Reading your interesting post I thought of an IDFA documentary I once saw: Diceworld (1999). Using only a dice and a imaginative mind some people get ‘lost’ as well ;)
That’s an interesting example Pepijn. No chance of finding those photos online, I presume? Menno: I really need to get around to reading The Diceman, the book on which this documentary is based. Thanks for the reminder.
The finding of the photographer’s name and a link was a journey in itself. First had to remember where I saw the photo’s. Turned out to be at ‘Nederlands Fotomuseum’ in Rotterdam during a seminar I visited some time back. But when, they change the expo every few months. So on to the mailbox for the confirmation of my seminar ticket.

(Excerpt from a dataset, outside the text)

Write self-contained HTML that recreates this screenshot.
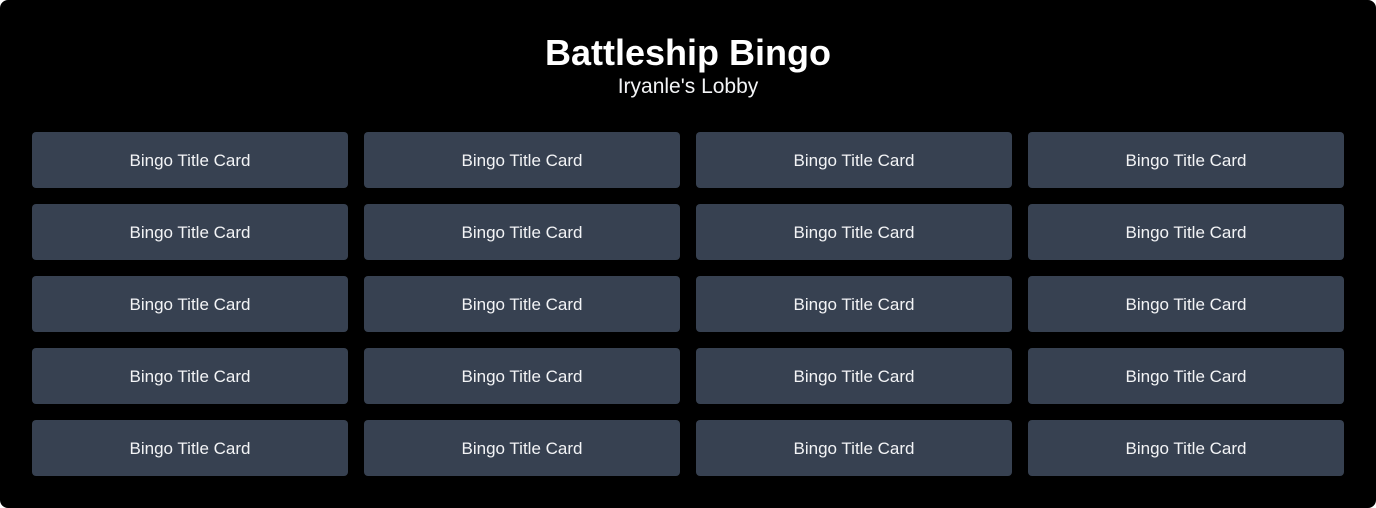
<!DOCTYPE html>
<html><head><style>
html,body{margin:0;background:#fff;}
.w{width:1376px;height:508px;background:#000;border-radius:8px;position:relative;overflow:hidden;font-family:"Liberation Sans",sans-serif;color:#fff;}
h1{position:absolute;top:31px;left:0;width:100%;margin:0;text-align:center;font-size:36px;font-weight:bold;line-height:44px;}
.s{position:absolute;top:74px;left:0;width:100%;text-align:center;font-size:21px;line-height:26px;color:#f3f4f6;}
.g{position:absolute;left:32px;top:132px;display:grid;grid-template-columns:repeat(4,316px);grid-auto-rows:56px;gap:16px;}
.c{background:#374151;border-radius:4px;display:flex;align-items:center;justify-content:center;font-size:17px;color:#f3f4f6;padding-top:1px;box-sizing:border-box;}
</style></head><body><div class="w">
<h1>Battleship Bingo</h1>
<div class="s">Iryanle's Lobby</div>
<div class="g">
<div class="c">Bingo Title Card</div><div class="c">Bingo Title Card</div><div class="c">Bingo Title Card</div><div class="c">Bingo Title Card</div>
<div class="c">Bingo Title Card</div><div class="c">Bingo Title Card</div><div class="c">Bingo Title Card</div><div class="c">Bingo Title Card</div>
<div class="c">Bingo Title Card</div><div class="c">Bingo Title Card</div><div class="c">Bingo Title Card</div><div class="c">Bingo Title Card</div>
<div class="c">Bingo Title Card</div><div class="c">Bingo Title Card</div><div class="c">Bingo Title Card</div><div class="c">Bingo Title Card</div>
<div class="c">Bingo Title Card</div><div class="c">Bingo Title Card</div><div class="c">Bingo Title Card</div><div class="c">Bingo Title Card</div>
</div></div></body></html>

February 2009. Then back to the site, darn, not in the expo (had to google all photographers, didn’t recognize any of them.) Then, while drifting in the archive I found it with the new additions to the collection two months before my visit. It is a little bit different from what I remembered, but it is very situationist.
http://www.nederlandsfotomuseum.nl/index.php?option=com_nfm_agenda&task=view&id=162&Itemid=196
here are pictures of the book: http://www.motivegallery.nl/?page_id=2749
There should be an interactive webversion somewhere, but I couldn’t find it.
You’re a veritable web detective Pepijn. Thanks for the suspenseful story, and the links.